§ DESCRIPTION OF THE TASK:
State how many lines hold the string "code". Give the number and nothing else.

Items from a data source

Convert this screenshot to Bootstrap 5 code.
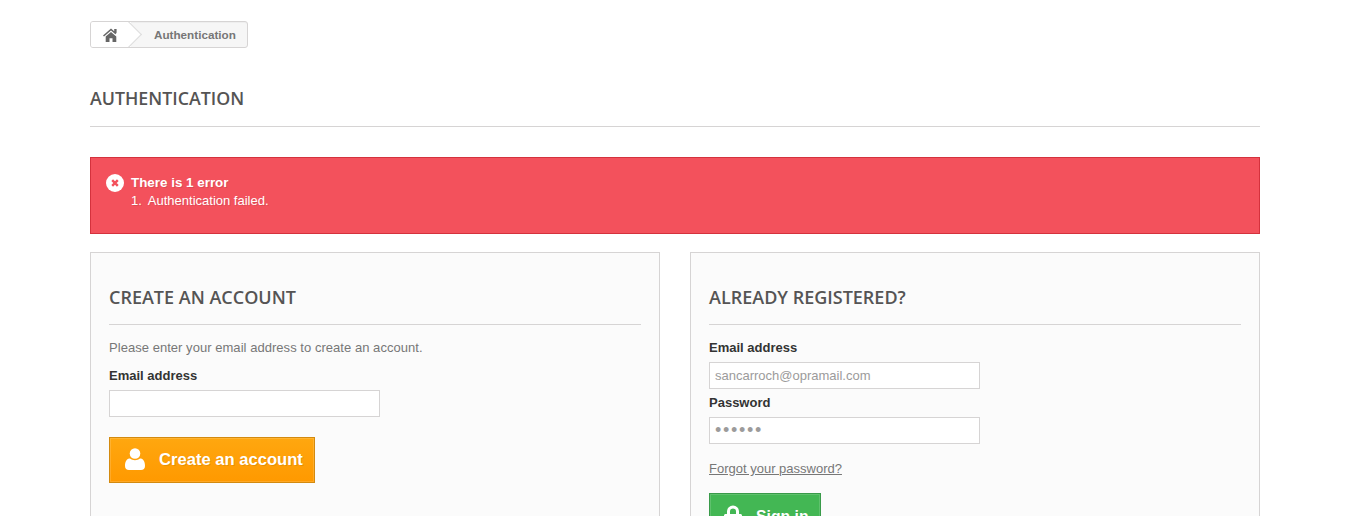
<!DOCTYPE html>
<html lang="en">
<head>
<meta charset="utf-8">
<title>Authentication</title>
<link href="https://cdn.jsdelivr.net/npm/bootstrap@5.3.0/dist/css/bootstrap.min.css" rel="stylesheet">
<style>
html,body{overflow:hidden;height:516px}
body{font-family:Arial,"Liberation Sans",sans-serif;font-size:13px;line-height:18px;color:#777;background:#fff}
.shell{width:1170px;margin:0 0 0 90px;padding-top:21px}
.crumbs{width:158px;height:27px;border:1px solid #d6d4d4;border-radius:3px;background:#f6f6f6;overflow:hidden;font-size:11.7px;font-weight:700;color:#777;box-shadow:0 1px 0 #eee inset}
.crumb-home{width:40px;height:100%;background:#fff;position:relative;padding-left:12px}
.crumb-tip{position:absolute;right:-7px;top:3px;width:19px;height:19px;background:#fff;border-top:1px solid #dcdcdc;border-right:1px solid #dcdcdc;transform:rotate(45deg)}
.crumb-text{padding-left:23px;position:relative}
.page-title{font-family:"Open Sans",sans-serif;font-weight:600;font-size:17.8px;line-height:22px;color:#555454;text-transform:uppercase;margin:39px 0 0;padding-bottom:17px;border-bottom:1px solid #d6d4d4}
.err{background:#f3515c;border:1px solid #d4323d;color:#fff;height:77px;margin-top:30px;padding:15px;text-shadow:1px 1px rgba(0,0,0,.1);font-size:13px}
.err-head{height:19px;margin-bottom:1px}
.err-icon{margin-right:7px}
.err-title{font-weight:700;font-size:13.4px}
.err-line{padding-left:25px;margin-top:-1px}
.err-gap{margin-left:6px}
.cols{--bs-gutter-x:30px;margin-top:18px}
.panel-box{background:#fbfbfb;border:1px solid #d6d4d4;padding:30px 18px 0;height:300px}
.panel-title{font-family:"Open Sans",sans-serif;font-weight:600;font-size:18px;line-height:29px;color:#555454;text-transform:uppercase;margin:0 0 14px;padding-bottom:12px;border-bottom:1px solid #d6d4d4}
.intro{margin:0 0 10px;height:18px;letter-spacing:.04px}
.lbl{display:block;font-weight:700;color:#333;margin:0 0 5px;line-height:18px}
.fld{display:block;width:271px;height:27px;border:1px solid #d6d4d4;background:#fff;padding:3px 5px;color:#9c9b9b;font-family:inherit;font-size:13px;line-height:19px;outline:0;border-radius:0}
.fld-stack{margin-bottom:5px}
.dots{font-size:18px;letter-spacing:1.700px;color:#9c9b9b}
.act{display:inline-flex;align-items:center;border:1px solid;color:#fff;font-weight:700;font-size:16.6px;line-height:21px;text-shadow:1px 1px rgba(0,0,0,.1);padding:0;border-radius:0}
.act-orange{width:206px;height:46px;margin-top:20px;background:linear-gradient(#ffa70f,#ff9900);border-color:#d38a0f;padding:0 0 2px 15px;box-shadow:inset 0 0 0 1px rgba(255,255,255,.15)}
.act-green{width:112px;height:46px;margin-top:15px;background:#43b754;border-color:#399a49;padding-left:14px;font-size:15.8px;box-shadow:inset 0 0 0 1px rgba(255,255,255,.15)}
.act svg{flex:none}
.act-orange svg{margin-right:14px}
.act-green svg{margin-right:14px}
.forgot{display:inline-block;color:#777;text-decoration:underline;margin-top:16px;font-size:13px}
</style>
</head>
<body>
<div class="shell">
  <nav class="crumbs d-flex align-items-center">
    <div class="crumb-home d-flex align-items-center">
      <span class="crumb-tip"></span>
      <svg width="16" height="14" viewBox="0 0 16 14" aria-label="Home"><path fill="#666" d="M8 .4 0 7.400l1 1.100L8 2.600l7 5.900 1-1.100-2.400-2.100V1h-2.400v2.300zM2.700 8.600V14h3.800v-3.800h3V14h3.800V8.600L8 4.100z"/></svg>
    </div>
    <span class="crumb-text">Authentication</span>
  </nav>
  <h1 class="page-title">Authentication</h1>
  <div class="err">
    <div class="d-flex align-items-center err-head">
      <svg class="err-icon" width="18" height="18" viewBox="0 0 18 18" aria-hidden="true"><circle cx="9" cy="9" r="9" fill="#fff"/><path d="M6.200 6.200l5.600 5.600M11.800 6.200l-5.600 5.600" stroke="#f3515c" stroke-width="2.400"/></svg>
      <span class="err-title">There is 1 error</span>
    </div>
    <div class="err-line">1.<span class="err-gap">Authentication failed.</span></div>
  </div>
  <div class="row cols">
    <div class="col-6">
      <form class="panel-box">
        <h3 class="panel-title">Create an account</h3>
        <p class="intro">Please enter your email address to create an account.</p>
        <label class="lbl" for="ca">Email address</label>
        <input class="fld" id="ca" type="text">
        <button class="act act-orange" type="button">
          <svg width="20" height="22" viewBox="0 0 20 22" aria-hidden="true"><circle cx="10" cy="5.500" r="5.300" fill="#fff"/><path fill="#fff" d="M0 18c0-5 2-7.500 5-7.500 1.500 1.200 3 1.700 5 1.700s3.500-.5 5-1.700c3 0 5 2.500 5 7.500 0 2.500-1.500 4-4 4H4c-2.500 0-4-1.500-4-4z"/></svg>
          Create an account
        </button>
      </form>
    </div>
    <div class="col-6">
      <form class="panel-box">
        <h3 class="panel-title">Already registered?</h3>
        <label class="lbl" for="em">Email address</label>
        <input class="fld fld-stack" id="em" type="text" value="sancarroch@opramail.com">
        <label class="lbl" for="pw">Password</label>
        <input class="fld dots" id="pw" type="password" value="secret">
        <a class="forgot" href="#">Forgot your password?</a>
        <div>
          <button class="act act-green" type="button">
            <svg width="18" height="22" viewBox="0 0 18 22" aria-hidden="true"><path fill="#fff" fill-rule="evenodd" d="M3 9V6.500a6 6 0 0 1 12 0V9h1.500c.8 0 1.500.7 1.500 1.500v9c0 .8-.7 1.500-1.500 1.500h-15C.7 21 0 20.300 0 19.500v-9C0 9.700.7 9 1.500 9zM6 9h6V6.500a3 3 0 0 0-6 0z"/></svg>
            Sign in
          </button>
        </div>
      </form>
    </div>
  </div>
</div>
<script src="https://cdn.jsdelivr.net/npm/bootstrap@5.3.0/dist/js/bootstrap.bundle.min.js"></script>
</body>
</html>
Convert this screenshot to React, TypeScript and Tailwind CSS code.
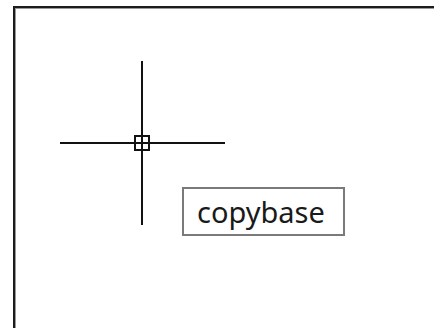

§ EXERCISE RESPONSE:
2